■ **PROBLEM TO WORK ON**
List all lines of the data containing the word "with".

■ **SUPPLIED DATA**
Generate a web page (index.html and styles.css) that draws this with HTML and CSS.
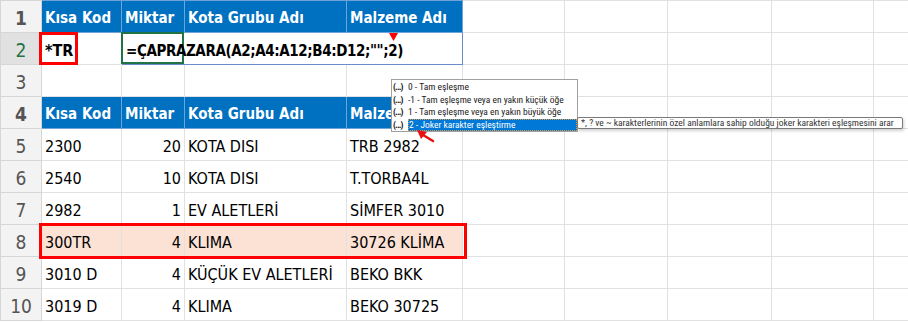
FILE: index.html
```html
<!DOCTYPE html>
<html lang="tr">
<head>
    <meta charset="UTF-8">
    <title>ÇAPRAZARA joker karakter</title>
    <link rel="stylesheet" href="styles.css">
</head>
<body>
    <div class="sheet-wrap">
        <table class="sheet">
            <colgroup>
                <col class="c-rh"><col class="c-a"><col class="c-b"><col class="c-c"><col class="c-d">
                <col class="c-e"><col class="c-f"><col class="c-g"><col class="c-h"><col class="c-i">
            </colgroup>
            <tr class="hdr">
                <td class="rh">1</td>
                <td>Kısa Kod</td><td>Miktar</td><td>Kota Grubu Adı</td><td>Malzeme Adı</td>
                <td class="blank"></td><td class="blank"></td><td class="blank"></td><td class="blank"></td><td class="blank"></td>
            </tr>
            <tr>
                <td class="rh sel">2</td>
                <td class="bold">*TR</td>
                <td class="edit" colspan="3">
                    <span class="active-cell"></span>
                    <span class="formula">=ÇAPRAZARA(A2;A4:A12;B4:D12;"";2)</span>
                </td>
                <td></td><td></td><td></td><td></td><td></td>
            </tr>
            <tr>
                <td class="rh">3</td>
                <td></td><td></td><td></td><td></td><td></td><td></td><td></td><td></td><td></td>
            </tr>
            <tr class="hdr">
                <td class="rh">4</td>
                <td>Kısa Kod</td><td>Miktar</td><td>Kota Grubu Adı</td><td>Malzeme Adı</td>
                <td class="blank"></td><td class="blank"></td><td class="blank"></td><td class="blank"></td><td class="blank"></td>
            </tr>
            <tr>
                <td class="rh">5</td>
                <td>2300</td><td class="num">20</td><td>KOTA DISI</td><td>TRB 2982</td>
                <td></td><td></td><td></td><td></td><td></td>
            </tr>
            <tr>
                <td class="rh">6</td>
                <td>2540</td><td class="num">10</td><td>KOTA DISI</td><td>T.TORBA4L</td>
                <td></td><td></td><td></td><td></td><td></td>
            </tr>
            <tr>
                <td class="rh">7</td>
                <td>2982</td><td class="num">1</td><td>EV ALETLERİ</td><td>SİMFER 3010</td>
                <td></td><td></td><td></td><td></td><td></td>
            </tr>
            <tr class="match">
                <td class="rh">8</td>
                <td class="hl">300TR</td><td class="hl num">4</td><td class="hl">KLIMA</td><td class="hl">30726 KLİMA</td>
                <td></td><td></td><td></td><td></td><td></td>
            </tr>
            <tr>
                <td class="rh">9</td>
                <td>3010 D</td><td class="num">4</td><td>KÜÇÜK EV ALETLERİ</td><td>BEKO BKK</td>
                <td></td><td></td><td></td><td></td><td></td>
            </tr>
            <tr>
                <td class="rh">10</td>
                <td>3019 D</td><td class="num">4</td><td>KLIMA</td><td>BEKO 30725</td>
                <td></td><td></td><td></td><td></td><td></td>
            </tr>
        </table>

        <!-- annotations drawn over the sheet -->
        <div class="mark mark-a2"></div>
        <div class="mark mark-row8"></div>

        <svg class="caret" width="9" height="8" viewBox="0 0 9 8">
            <polygon points="0,0 9,0 4.5,8" fill="#f00"/>
        </svg>

        <ul class="autocomplete">
            <li><span class="fx">(...)</span><span>0 - Tam eşleşme</span></li>
            <li><span class="fx">(...)</span><span>-1 - Tam eşleşme veya en yakın küçük öğe</span></li>
            <li><span class="fx">(...)</span><span>1 - Tam eşleşme veya en yakın büyük öğe</span></li>
            <li class="active"><span class="fx">(...)</span><span class="pick">2 - Joker karakter eşleştirme</span></li>
        </ul>

        <div class="tip">*, ? ve ~ karakterlerinin özel anlamlara sahip olduğu joker karakteri eşleşmesini arar</div>

        <svg class="arrow" width="22" height="16" viewBox="0 0 22 16">
            <line x1="9" y1="7" x2="19" y2="13" stroke="#e81010" stroke-width="2.6" stroke-linecap="round"/>
            <polygon points="3,2 13,4 7,11" fill="#e81010"/>
        </svg>
    </div>
</body>
</html>
```

FILE: styles.css
```css
body {
    margin: 0;
    background: #fff;
    font-family: "DejaVu Sans Condensed", "DejaVu Sans", sans-serif;
    font-stretch: condensed;
}
.sheet-wrap {
    position: relative;
    width: 908px;
    height: 322px;
    overflow: hidden;
}
.sheet {
    border-collapse: collapse;
    table-layout: fixed;
    width: 943px;
    border-top: 1px solid #acacac;
}
.c-rh { width: 41px; }
.c-a { width: 80px; }
.c-b { width: 63px; }
.c-c { width: 162px; }
.c-d { width: 116px; }
.c-e { width: 102px; }
.c-f { width: 103px; }
.c-g { width: 104px; }
.c-h { width: 102px; }
.c-i { width: 70px; }

.sheet tr {
    height: 32px;
}
.sheet td {
    padding: 3px 3px 0;
    border: 1px solid #e1e1e1;
    font-size: 16px;
    color: #000;
    white-space: nowrap;
    overflow: hidden;
    vertical-align: middle;
}
.sheet td.rh {
    padding: 2px 0 0;
    text-align: center;
    background: #f3f3f3;
    border-color: #d6d6d6;
    color: #555;
    font-size: 19px;
}
.sheet td.rh.sel {
    background: #e1e1e1;
    color: #217346;
}
.hdr td {
    background: #0070c0;
    color: #fff;
    font-weight: bold;
    font-size: 15px;
    border-color: #6fa2d6;
}
.hdr td.blank {
    background: #fff;
    border-color: #e1e1e1;
}
.num {
    text-align: right;
}
.bold {
    font-weight: bold;
}
.hl {
    background: #fbe2d5;
}

/* formula being typed in B2, spilling into C2:D2 */
.sheet td.edit {
    position: relative;
    overflow: visible;
    border: 1px solid #6b8ccc;
    border-left: none;
    padding-left: 4px;
}
.active-cell {
    position: absolute;
    left: -1px;
    top: -1px;
    width: 63px;
    height: 32px;
    box-sizing: border-box;
    border: 2px solid #217346;
}
.formula {
    position: relative;
    font-weight: bold;
    font-size: 15px;
    letter-spacing: -0.4px;
}

.mark {
    position: absolute;
    box-sizing: border-box;
    border: 3px solid #f00;
}
.mark-a2 {
    left: 39px;
    top: 32px;
    width: 39px;
    height: 33px;
}
.mark-row8 {
    left: 39px;
    top: 223px;
    width: 428px;
    height: 36px;
}
.caret {
    position: absolute;
    left: 389px;
    top: 33px;
}
.arrow {
    position: absolute;
    left: 414px;
    top: 128px;
}

.autocomplete {
    position: absolute;
    left: 391px;
    top: 79px;
    width: 185px;
    margin: 0;
    padding: 1px 0 0;
    list-style: none;
    background: #fff;
    border: 1px solid #a0a0a0;
    font-family: Roboto, sans-serif;
    font-size: 9.5px;
    color: #222;
}
.autocomplete li {
    display: flex;
    height: 12.5px;
    line-height: 12.5px;
    padding-left: 1px;
    white-space: nowrap;
}
.fx {
    flex: 0 0 15px;
    overflow: hidden;
    font-size: 9px;
    font-weight: bold;
    letter-spacing: -0.8px;
    color: #111;
}
.autocomplete li.active .pick {
    flex: 1;
    background: #0078d7;
    color: #fff;
    outline: 1px dotted #e39a3a;
    outline-offset: -1px;
    padding-left: 1px;
}
.tip {
    position: absolute;
    left: 577px;
    top: 117px;
    width: 326px;
    height: 12px;
    box-sizing: border-box;
    padding: 0 3px;
    border: 1px solid #7a7a7a;
    border-radius: 2px;
    background: #fff;
    box-shadow: 1px 2px 3px rgba(0, 0, 0, 0.18);
    font-family: Roboto, sans-serif;
    font-size: 9.5px;
    line-height: 10px;
    color: #333;
    white-space: nowrap;
    overflow: hidden;
}
```
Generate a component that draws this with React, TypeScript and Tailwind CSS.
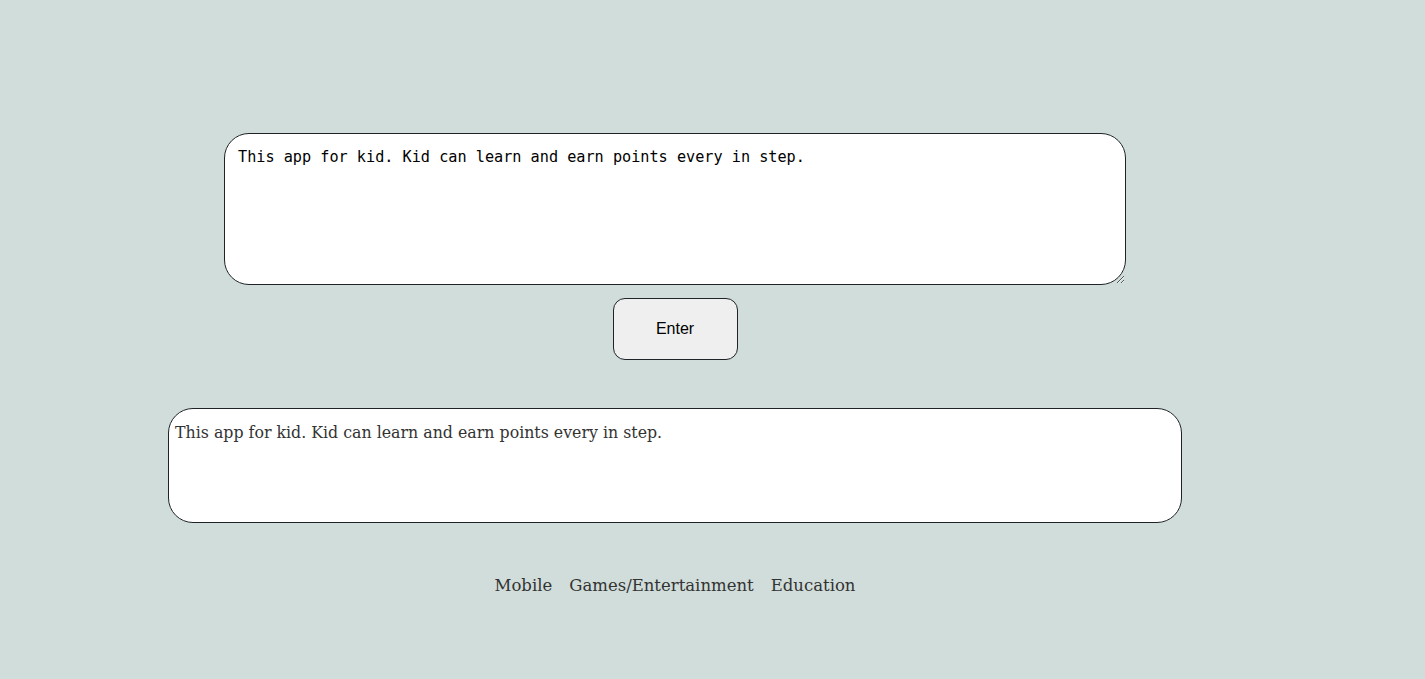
import React, { useState } from 'react';

const text = 'This app for kid. Kid can learn and earn points every in step.';

export default function App() {
  const [value, setValue] = useState(text);
  const [output, setOutput] = useState(text);

  return (
    <div className="min-h-[679px] w-full bg-[#d1ddda]">
      <div className="flex w-[1350px] flex-col items-center pt-[133px]">
        <textarea
          value={value}
          onChange={(e) => setValue(e.target.value)}
          className="box-border h-[152px] w-[902px] rounded-[25px] border border-[#1f2328] bg-white px-[13px] pt-[14px] pb-[12px] font-['DejaVu_Sans_Mono','Liberation_Mono',monospace] text-[15.2px] leading-[18px] text-black outline-none"
        />
        <button
          onClick={() => setOutput(value)}
          className="mt-[13px] h-[62px] w-[125px] rounded-[12px] border border-[#1f2328] bg-[#efefef] font-['Liberation_Sans',Arial,sans-serif] text-[16px] text-black"
        >
          Enter
        </button>
        <div className="mt-[48px] box-border h-[115px] w-[1014px] rounded-[25px] border border-[#1f2328] bg-white px-[6px] pt-[13px] font-['DejaVu_Serif','Liberation_Serif',serif] text-[15.8px] leading-[22px] text-[#333]">
          {output}
        </div>
        <div className="mt-[51px] flex gap-[17px] font-['DejaVu_Serif','Liberation_Serif',serif] text-[16.5px] text-[#333]">
          <span>Mobile</span>
          <span>Games/Entertainment</span>
          <span>Education</span>
        </div>
      </div>
    </div>
  );
}
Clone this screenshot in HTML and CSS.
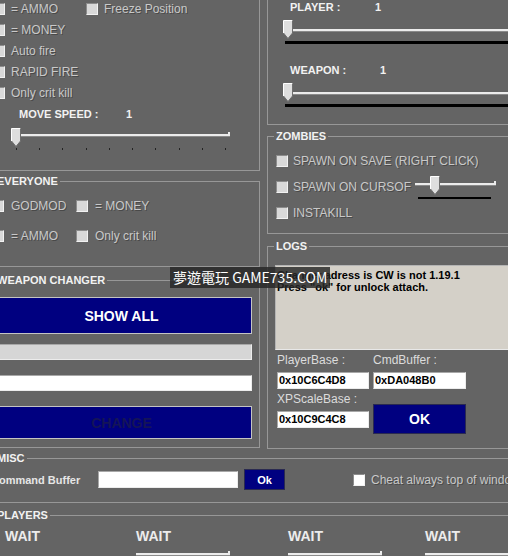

■ **PROBLEM SOLUTION**
Generate a web page (index.html and styles.css) that draws this with HTML and CSS.
Generate a component that draws this with React, TypeScript and Tailwind CSS.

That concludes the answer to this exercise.